We have enough regulatory restrictions on firearm possession and bearing, and there's no limiting principle there, either--see the Red Flag laws that, by design, deny the owner any form of due process, slow walk return of his possessions in those rare occasions when he's successful in proving his own innocence, and deny other owners their rights and their possessions if they are in the same house.

What the AP chose to omit from their article is that, had the voice vote gone through, it would have taken a single Senator (maybe a second to second the call) to call the roll and thereby force all of them on the record with a recorded vote. That may have sustained the voice vote, but maybe not, too.

Aside from that, the Progressive-Democrat Senator from New Mexico, Martin Heinrich, laid bare the basic governmental overreach that's typical of efforts to regulate firearms: Bump stocks serve no legitimate purpose. There's nothing in the 2A, or anywhere else in our Constitution, that gives government the authority to dictate to us what our purposes are in the keeping and bearing.

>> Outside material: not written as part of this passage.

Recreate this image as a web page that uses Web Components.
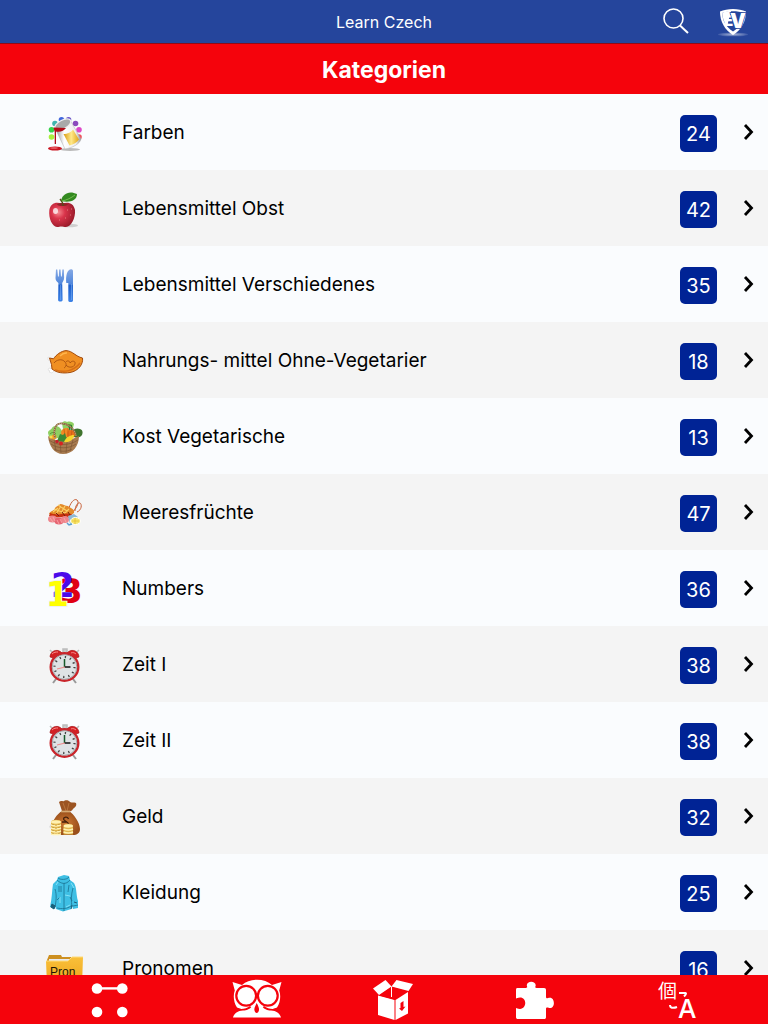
<!DOCTYPE html>
<html lang="de">
<head>
<meta charset="utf-8">
<meta name="viewport" content="width=device-width, initial-scale=1">
<title>Learn Czech – Kategorien</title>
<style>
  body { margin: 0; background: #f4f4f4; font-family: Inter, "Noto Sans", sans-serif; color: #000; }
</style>
</head>
<body>
<learn-app></learn-app>

<script>
const CLOCK = `
  <path d="M11 34l-3 4M28 34l3 4" stroke="#999" stroke-width="2"/>
  <path d="M5 5l3 3M34 5l-3 3M18 4h4v4h-4z" stroke="#bbb" stroke-width="1.500" fill="#ccc"/>
  <path d="M5 12c0-5 6-9 11-5l1 1-9 5zM34 12c0-5-6-9-11-5l-1 1 9 5z" fill="#d51f22" stroke="#9c1014" stroke-width=".6"/>
  <path d="M7 9c2-2 4-2 6-2M26 8c2-1 4 0 5 1" stroke="#f68a8a" fill="none"/>
  <circle cx="19.500" cy="22" r="13.800" fill="#dfe3e5" stroke="#c9252b" stroke-width="2.400"/>
  <circle cx="19.500" cy="22" r="12.300" fill="none" stroke="#8d9497" stroke-width=".7"/>
  <circle cx="19.500" cy="22" r="10" fill="none" stroke="#444" stroke-width="2.200" stroke-dasharray="1.300 3.936"/>
  <path d="M19.500 22V14" stroke="#155a2a" stroke-width="1.500"/>
  <path d="M19.500 22h6" stroke="#111" stroke-width="1.500"/>
  <path d="M20 22l-8 2" stroke="#e88" stroke-width="1"/>`;

const PICTURES = {
  paint: `
  <defs><linearGradient id="m"><stop stop-color="#888"/><stop offset=".35" stop-color="#fff"/><stop offset=".8" stop-color="#eee"/><stop offset="1" stop-color="#999"/></linearGradient>
  <linearGradient id="y"><stop stop-color="#d89a10"/><stop offset=".5" stop-color="#ffe98a"/><stop offset="1" stop-color="#e0a418"/></linearGradient></defs>
  <circle cx="6.500" cy="24" r="2.800" fill="#a8f03c"/><circle cx="6.500" cy="16.800" r="2.800" fill="#35d24a"/>
  <circle cx="10" cy="10.500" r="2.800" fill="#3fb5ae"/><circle cx="16.500" cy="6.800" r="2.800" fill="#4167dd"/>
  <circle cx="23.500" cy="6.800" r="2.800" fill="#6b55c8"/><circle cx="30.500" cy="10.500" r="2.800" fill="#8c4bbd"/>
  <circle cx="34" cy="16.800" r="2.800" fill="#dd49c8"/><circle cx="34" cy="24" r="2.800" fill="#f0525c"/>
  <ellipse cx="25" cy="36.500" rx="10" ry="1.500" fill="#bbb"/>
  <path d="M10 15L25 7l11 19c-1 5-9 9-16 10z" fill="url(#m)" stroke="#aaa" stroke-width=".5"/>
  <ellipse cx="17.800" cy="11.500" rx="8.800" ry="4.300" transform="rotate(-28 17.800 11.500)" fill="#a9a9a9" stroke="#eee" stroke-width="1.300"/>
  <path d="M8.500 14.500l12.500 .500c-2 3-6 4.500-10 3.500v12.500h-1.300v-12z" fill="#b30b17"/>
  <path d="M18.500 21c4 0 8-2 9.500-4.500l6 10c-2 3-5.500 5-9.500 6z" fill="url(#y)"/>
  <ellipse cx="10" cy="35.500" rx="7" ry="2" fill="#c91521"/><ellipse cx="9" cy="35" rx="4" ry=".7" fill="#ee6a70"/>`,
  apple: `
  <defs><radialGradient id="r" cx=".35" cy=".4" r=".75"><stop stop-color="#f58a90"/><stop offset=".35" stop-color="#d9344a"/><stop offset="1" stop-color="#8c1523"/></radialGradient></defs>
  <ellipse cx="24" cy="36.500" rx="9" ry="1.700" fill="#cfcfcf"/>
  <path d="M17 15c5-3 12-1 13 6 .7 8-4 17-9 17-2 0-3-.6-4.500-.6S14 38 12 38C7 37.500 3.500 29 4.300 21.500 5 14 12 12 17 15z" fill="url(#r)"/>
  <path d="M12 15.500c2-2 8-2 11 0-2 2-9 2-11 0z" fill="#8d2528"/>
  <path d="M18 17c0-3-1-5-3-7" stroke="#5c4a1c" stroke-width="1.500" fill="none"/>
  <path d="M16 12C17 5 24 1 32 5c0 7-8 9-16 7z" fill="#338a20"/><path d="M17 12c5-1 9-3 13-6" stroke="#84c65a" stroke-width=".8" fill="none"/>
  <ellipse cx="10.500" cy="22" rx="2.500" ry="3" fill="#fff" opacity=".75"/>
  <path d="M22 21h.8M25 26h.8M20 29h.8M26 20h.8M14 31h.8" stroke="#f5b0a0" stroke-width=".8"/>`,
  cutlery: `
  <defs><linearGradient id="b" x2="0" y2="1"><stop stop-color="#85a9e4"/><stop offset=".45" stop-color="#4f86dc"/><stop offset=".5" stop-color="#1c5ecb"/><stop offset="1" stop-color="#3d83e6"/></linearGradient></defs>
  <path d="M11 4.500h1.300l.7 7h.8l.4-7h1.300l.5 7h.8l.6-7h1.400l.3 8c0 3-1.300 4-1.900 5.500l.4 17c0 2-4.500 2-4.500 0l.3-17C12 16.500 10.500 15.500 10.500 13z" fill="url(#b)"/>
  <path d="M28 6v29.500c0 2-4.700 2-4.700 0V18h-2C20.500 11 22 4 26.500 4.200 27.500 4.500 28 5 28 6z" fill="url(#b)"/>
  <path d="M15.700 20v15M26.700 19v16" stroke="#7db0f5" stroke-width=".7"/>`,
  chicken: `
  <path d="M7 28l-3-1-1 2 2 1-1 1 3 1 3-3M5 17l-2-1v3l2 1" fill="#fff" stroke="#ddd" stroke-width=".7"/>
  <path d="M4.500 17l4 .8C11 14 16 10 21 9.600c7 .4 9.500 6 16.500 7.400 1 6-4 13-12.500 14.500-7 1-13 .5-18-3.500l-.5-4.500z" fill="#f08f22" stroke="#a24a0c" stroke-width="1"/>
  <path d="M9 22c2-3 8-5 11-1 2 2 1 5-1 6M21 21c1-2 4-1 4 1 2-3 6-2 5 1-1 4-7 4-9 1" fill="none" stroke="#a24a0c" stroke-width=".8"/>
  <path d="M15 15c2-2 4-3.500 7-3" fill="none" stroke="#ffb54c" stroke-width="1.500"/>
  <path d="M10 29c9 3 19 1 25-7" fill="none" stroke="#d66e17" stroke-width="1.500"/>`,
  basket: `
  <path d="M3 16c0-3 3-3 4-5s5-3 8 0 3 7 2 9l-12 3zM17 6c1-2 4-2 5-1 3-1 6 0 7 2l-1 4-10 1z" fill="#8fcf62"/>
  <path d="M28 14c1-3 5-3 7-2 3 1 3 4 2 6-2 3-6 3-8 2z" fill="#3f742e"/>
  <path d="M5 17c2-2 4-2 6 0M18 7c2 1 5 0 8 1" stroke="#4f9b36" fill="none"/>
  <path d="M3 19c9 7 20 6 31 0 0 10-6 18-16 18C9 37 4 29 3 19z" fill="#a77a4f"/>
  <path d="M4 23c8 6 20 6 29 0M6 27c7 5 18 5 25 0M9 32c6 3 13 3 18 0M9 22l2 12M15 25l1 11M22 25l-1 11M28 23l-3 11" stroke="#7d5634" stroke-width=".7" fill="none"/>
  <circle cx="21" cy="16" r="5" fill="#f08b24"/><circle cx="26" cy="17" r="4" fill="#e8711c"/>
  <path d="M19 12l1 8M23 11v9M27 13l-1 8" stroke="#c95b13" stroke-width=".8"/>
  <path d="M12 24l3-7 3 1 2-2 1 4 2 1-2 4z" fill="#3c8a35"/><path d="M19 25c2-5 6-7 10-7 0 4-4 8-10 7z" fill="#f6d62c"/>
  <circle cx="9" cy="20" r="2.500" fill="#f39d26"/><circle cx="16" cy="26.500" r="2" fill="#d92320"/><circle cx="12" cy="24.500" r="1.700" fill="#c71e2c"/><circle cx="6" cy="20" r="1.600" fill="#f7dc4d"/>
  <path d="M24 8l1 5M26 8l1 5" stroke="#247b2b" stroke-width="1.500"/>
  <path d="M10 21c-2-7 0-14 5-14.500C22 6 30 11 31 19" stroke="#8a6540" stroke-width="1.700" fill="none"/>
  <path d="M10 21c-2-7 0-14 5-14.500C22 6 30 11 31 19" stroke="#e4caa0" stroke-width=".7" stroke-dasharray="1 1" fill="none"/>`,
  seafood: `
  <path d="M23 18c2-8 6-13 9-11s-1 10-6 13M30 18c0-5 3-9 5-8s2 7-3 9" fill="none" stroke="#c8613a" stroke-width="1"/>
  <path d="M4 21c1-3 4-3 6-5 0-3 4-3 5-5 3 0 5 2 8 2 2 2 5 2 6 5 1 3-3 4-6 4z" fill="#e38a2b"/>
  <path d="M8 19l5-4M11 21l5-8M16 20l4-7M19 21l5-5M13 12l9 6M9 16l11 4" stroke="#fbd067" stroke-width="1.100"/>
  <path d="M5 20c7 3 15-1 22 1l-2 4c-8-2-14 1-21-2z" fill="#c9310e"/>
  <path d="M11 20l3 3M17 19l3 4M23 19l2 3" stroke="#741e0b"/>
  <ellipse cx="7.500" cy="26" rx="4.500" ry="3.500" fill="#ee858c"/><ellipse cx="14" cy="28" rx="4.500" ry="3.500" fill="#e66572"/><ellipse cx="20" cy="26.500" rx="4" ry="3.500" fill="#ee858c"/>
  <path d="M5 25l3 4M8 24l2 4M12 27l2 4M15 26l2 4M19 25l2 4" stroke="#ffb5b5" stroke-width=".7"/>
  <path d="M23 23l6-2 4 3-3 5-5 2z" fill="#8fb9d4"/>
  <ellipse cx="30.500" cy="28" rx="5" ry="3.500" fill="#f8e66d" stroke="#fff"/><path d="M27 28h7M30 25v6" stroke="#e2b728" stroke-width=".7"/>
  <path d="M22 30l2 2 3-1" stroke="#5c9fd0" stroke-width="1.500" fill="none"/>`,
  numbers: `
  <g font-family="DejaVu Sans, sans-serif" font-weight="bold">
  <text x="14" y="34" font-size="34" fill="#e00012">3</text>
  <text x="6" y="28" font-size="34" fill="#4a0bea">2</text>
  <text x="1" y="37" font-size="33" fill="#ffff00" stroke="#eee" stroke-width="1.500" paint-order="stroke">1</text></g>`,
  clock: CLOCK,
  money: `
  <defs><radialGradient id="g"><stop stop-color="#cf7a34"/><stop offset="1" stop-color="#9a4f1a"/></radialGradient></defs>
  <path d="M4 30l3-5 2 9z" fill="#ddd"/>
  <path d="M17 14L14 5c2-2 4 0 5-1s5-1 6 1c2 1 4 0 6 1 1 3-1 4-3 6-1 2-3 2-4 3z" fill="#9c5422"/><path d="M18 6l3 8M24 6l-2 8" stroke="#b9743d"/>
  <path d="M17 14h7c5 3 11 12 11 18 0 4-3 6-7 6H11c-4 0-5-3-4.500-7C7 24 12 17 17 14z" fill="url(#g)"/>
  <path d="M16 14.500h9" stroke="#d5aa72" stroke-width="1.700"/>
  <path d="M23.500 22c-1-3-5-2-5 0s5 2.500 5 5M17 25h5" stroke="#44200b" stroke-width="1.300" fill="none"/>
  <path d="M6 25c0-3 10-3 10 0v12.500H6z" fill="#e2b64c"/><ellipse cx="11" cy="25" rx="5" ry="1.700" fill="#fff1b0"/>
  <path d="M6 28q5 2 10 0M6 31q5 2 10 0M6 34q5 2 10 0M6 37q5 1 10 0" stroke="#fff2b5" stroke-width="1.400" fill="none"/>
  <path d="M8 27v10M11 28v9M14 27v10" stroke="#a47724" stroke-width=".7" stroke-dasharray="1 2"/>
  <path d="M18.500 29c0-3 9.500-3 9.500 0v8.500h-9.500z" fill="#e2b64c"/><ellipse cx="23.300" cy="29" rx="4.700" ry="1.700" fill="#fff1b0"/>
  <path d="M18.500 32q5 2 9.500 0M18.500 35q5 2 9.500 0" stroke="#fff2b5" stroke-width="1.400" fill="none"/>`,
  jacket: `
  <path d="M13 4l6-2 5 1 1 4 4 3c3 5 2 12 4 18v7l-5 1-1-3-.5 3-8.500 2.500-7-2.500-1-3-1 3-4-2C7 25 7 17 8 11l4-4z" fill="#3ebfe4"/>
  <path d="M13 5c2 2 9 2 11-1M12 7c4 4 9 5 13 0M19 10v28M10 16c2 6 1 13 0 18M28 15c-2 7-2 13-1 19M14 13v6M16 13v6M24 12l-1 7M12 27l3-3M25 24l2 4M7 32l4 1M28 33l5-1M12 35c5 1 10 1 14-2" stroke="#1b7191" stroke-width=".8" fill="none"/>
  <path d="M11 12l2-3M26 10l3 5M20 22l5 1M15 24v6M21 34l4-2" stroke="#84e1f6" fill="none"/>
  <path d="M7 31l3 2-1 3-3-2zM29 29l3 1M27 32l-1 4" fill="#1b5f79" stroke="#1b5f79"/>`,
  folder: `
  <defs><linearGradient id="f" x2="0" y2="1"><stop stop-color="#f9c03a"/><stop offset="1" stop-color="#eea51c"/></linearGradient></defs>
  <path d="M2 11l2-5h12l1 2h20v12H2z" fill="#cd8f20"/><path d="M4 10h21v4H4z" fill="#e9e9ee"/>
  <path d="M1 12h22l4-4h11l-1 28H2z" fill="url(#f)"/><path d="M1 12h22l4-4h11" stroke="#ffdc7d" fill="none"/>
  <text x="5" y="27" font-family="Liberation Sans, sans-serif" font-size="12" fill="#1b1403">Pron</text>`
};

const TAB_ICONS = {
  match: `<g fill="#fff"><circle cx="17" cy="13.500" r="5.300"/><circle cx="42.300" cy="13.500" r="5.300"/><circle cx="17" cy="37" r="5.300"/><circle cx="42.300" cy="37" r="5.300"/><path d="M17 12.200h25v2.400H17z"/></g>`,
  owl: `<path fill="#fff" d="M10.500 7l9.500 3c4-3.500 9-5.300 15-5.300S46 6.500 50 10l9.500-3-2.300 8.500c1.800 4.500 1.300 12-2.200 17L48 35H22l-7-2.500c-3.500-5-4-12.500-2.200-17z"/>
    <path fill="#f5030c" d="M14 33c5 2 10 1 14-2l4 4-8 4H11zM56 33c-5 2-10 1-14-2l-4 4 8 4h13z"/>
    <path fill="#fff" d="M11 42.500c1-4 5-7 10-7 4-.2 6-.8 9-4l5-3.500 5 3.500c3 3.200 5 3.800 9 4 5 0 9 3 10 7z"/>
    <circle cx="24.200" cy="20.800" r="9.900" fill="#fff" stroke="#f5030c" stroke-width="2.200"/><circle cx="45.800" cy="20.800" r="9.900" fill="#fff" stroke="#f5030c" stroke-width="2.200"/>
    <path fill="#f5030c" d="M34.700 28c1.500 3 2.600 5 2.300 7s-1.300 3-2.300 3-2-1-2.300-3 1-4 2.300-7z"/>`,
  box: `<g fill="#fff"><path d="M9 13.500L21.500 5l6 6.500L15 20z"/><path d="M27.500 11.500L32.500 5 49 9l-4.500 7z"/><path d="M14 20.500L30.500 25v20L14 40z"/><path d="M31.500 25L44 17v21.500L31.500 45z"/></g>
    <path d="M15.500 20.500L27.500 12 43 16.500 30.500 24.500z" fill="#f5030c"/><path d="M27.500 11.500V22" stroke="#fff"/>
    <path d="M36.500 28l3-2v6l2-.5-3.500 4.500-3-2.500 1.500-.5z" fill="#f5030c"/>`,
  puzzle: `<path fill="#fff" d="M11.500 13H20c1.500 0 1.300-1 .8-2.500C20.500 5.500 30 5.500 29.700 10.500c-.5 1.500-.7 2.500.8 2.500H38c1.500 0 2 .7 2 2v7c0 1.500 1.500 1.500 3 .8 6.500-1.300 6.500 11.500 0 10.200-1.500-.7-3-.7-3 .8V42c0 1.500-.5 2-2 2H12c-1.300 0-2-.5-2-2v-9c1 0 1.500 1 4 1 7-.5 7-11.500 0-11.500-2.500 0-3 1-4 1V15c0-1.500.5-2 1.500-2z"/>`,
  translate: `<text x="10" y="23" font-family="Noto Sans CJK JP, sans-serif" font-size="19" fill="#fff">個</text>
    <text x="30" y="43" font-family="Inter, sans-serif" font-weight="500" font-size="26" fill="#fff">A</text>
    <path d="M31 18h6.500c.7 0 1 1-1.500 3.500M22 30c0 3 3 3.500 7 2" fill="none" stroke="#fff" stroke-width="2"/>`
};

function define(name, html, fill) {
  customElements.define(name, class extends HTMLElement {
    constructor() {
      super();
      const t = document.createElement('template');
      t.innerHTML = html;
      this.attachShadow({ mode: 'open' }).append(t.content.cloneNode(true));
    }
    connectedCallback() { if (fill) fill(this, this.shadowRoot); }
  });
}

define('category-picture', `
  <style>:host { display: block; flex: none; width: 41px; height: 41px; } svg { display: block; }</style>
  <svg width="41" height="41" viewBox="0 0 41 41" fill="none" aria-hidden="true"></svg>`,
  (el, root) => { root.querySelector('svg').innerHTML = PICTURES[el.getAttribute('name')]; });

define('count-badge', `
  <style>:host { display: flex; flex: none; align-items: center; justify-content: center; width: 37px; height: 37px;
    border-radius: 5px; background: #002395; color: #fff; font-size: 20px; line-height: 24px; }</style>
  <slot></slot>`);

define('category-row', `
  <style>
    :host { display: block; background: #fafcfe; }
    :host(:nth-of-type(even)) { background: #f4f4f4; }
    a { display: flex; align-items: center; box-sizing: border-box; height: 76px; padding: 3px 14px 0 45px; color: inherit; text-decoration: none; }
    .name { flex: 1; padding: 0 15px 1px 36px; font-size: 19px; line-height: 24px; }
    .chevron { flex: none; margin-left: 25px; padding-bottom: 3px; }
  </style>
  <a href="#"><slot name="picture"></slot><span class="name"><slot></slot></span><slot name="count"></slot>
  <svg class="chevron" width="12" height="18" viewBox="0 0 12 18" fill="none" stroke="#000" stroke-width="2.800" aria-hidden="true"><path d="M3 2l6.500 7L3 16"/></svg></a>`);

define('top-bar', `
  <style>
    :host { display: grid; grid-template-columns: 1fr auto 1fr; align-items: center; flex: none; box-sizing: border-box;
      height: 44px; padding: 0 20px; background: #25459c; border-bottom: 1px solid #8d0b18; color: #fff; }
    .title { grid-column: 2; font-size: 16px; line-height: 20px; }
    .actions { display: flex; justify-content: flex-end; align-items: center; gap: 28px; }
    button { display: block; padding: 0; border: 0; background: none; }
    svg { display: block; }
  </style>
  <span class="title"><slot></slot></span>
  <div class="actions">
    <button aria-label="Suchen"><svg width="28" height="30" viewBox="0 0 28 30" fill="none" stroke="#fff" stroke-width="1.600"><circle cx="11.500" cy="11.500" r="9.500"/><path d="M18 18.500l8 7.500" stroke-width="2"/></svg></button>
    <button aria-label="EV"><svg width="30" height="30" viewBox="0 0 30 30">
      <defs><radialGradient id="h"><stop stop-color="#fff" stop-opacity=".6"/><stop offset="1" stop-color="#fff" stop-opacity=".1"/></radialGradient></defs>
      <ellipse cx="15" cy="27.500" rx="15" ry="2" fill="url(#h)"/>
      <path d="M2 4.500C9 1 21 1 28 4.500 28 15 23 23 15 28 7 23 2 15 2 4.500z" fill="#fff"/>
      <path d="M4.200 6C10 3.500 20 3.500 25.800 6 25.500 14 22 20 15 24.500 8 20 4.500 14 4.200 6z" fill="#25459c"/>
      <path d="M4.200 6C7 4.500 10 4 13 4L9 19C6 15 4.300 11 4.200 6z" fill="#fff"/>
      <g font-family="Inter, sans-serif" font-weight="900" fill="#fff"><text x="6" y="19" font-size="15">E</text><text x="12" y="21" font-size="20" stroke="#25459c" stroke-width="1.500" paint-order="stroke">V</text></g></svg></button>
  </div>`);

define('section-heading', `
  <style>:host { display: block; flex: none; background: #f5030c; color: #fff; text-align: center; }
    h1 { margin: 0; padding: 12px 0 10px; font-size: 23px; line-height: 28px; font-weight: 700; }</style>
  <h1><slot></slot></h1>`);

define('tab-button', `
  <style>:host { display: flex; justify-content: center; } button { padding: 0; border: 0; background: none; } svg { display: block; }</style>
  <button><svg width="60" height="49" viewBox="0 0 60 49"></svg></button>`,
  (el, root) => {
    root.querySelector('svg').innerHTML = TAB_ICONS[el.getAttribute('icon')];
    root.querySelector('button').setAttribute('aria-label', el.getAttribute('label'));
  });

define('tab-bar', `
  <style>:host { display: grid; grid-template-columns: repeat(5, 1fr); flex: none; height: 49px; padding: 0 19px 0 39px; background: #f5030c; }</style>
  <slot></slot>`);

const CATEGORIES = [
  ['paint', 'Farben', 24], ['apple', 'Lebensmittel Obst', 42], ['cutlery', 'Lebensmittel Verschiedenes', 35],
  ['chicken', 'Nahrungs- mittel Ohne-Vegetarier', 18], ['basket', 'Kost Vegetarische', 13], ['seafood', 'Meeresfrüchte', 47],
  ['numbers', 'Numbers', 36], ['clock', 'Zeit I', 38], ['clock', 'Zeit II', 38], ['money', 'Geld', 32],
  ['jacket', 'Kleidung', 25], ['folder', 'Pronomen', 16]
];

define('learn-app', `
  <style>
    :host { display: flex; flex-direction: column; height: 100vh; }
    main { flex: 1; min-height: 0; overflow-y: auto; scrollbar-width: none; }
  </style>
  <top-bar>Learn Czech</top-bar>
  <section-heading>Kategorien</section-heading>
  <main>${CATEGORIES.map(([p, n, c]) => `<category-row><category-picture slot="picture" name="${p}"></category-picture>${n}<count-badge slot="count">${c}</count-badge></category-row>`).join('')}</main>
  <tab-bar>
    <tab-button icon="match" label="Zuordnen"></tab-button>
    <tab-button icon="owl" label="Lernen"></tab-button>
    <tab-button icon="box" label="Box"></tab-button>
    <tab-button icon="puzzle" label="Puzzle"></tab-button>
    <tab-button icon="translate" label="Sprache"></tab-button>
  </tab-bar>`);
</script>
</body>
</html>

So far, the only limiting principle that gun controllers have is one they're unwilling to articulate: completely regulate them all, then confiscate them.

Neither bump stocks nor "silencers" nor any other aspect of firearms should be regulated. Full stop.

Eric Hines

Grim said...

I get that compromise is not on anyone’s mind; and the other side is not offering one anyway. But for now we can’t repeal the NFA, nor have it declared unconstitutional, nor are we quite ready to disband the Republic. I feel like we’d have traded up, and until we really are ready to rip down the Republic it might still be wise to seek the occasional opportunity to improve things with lesser tools.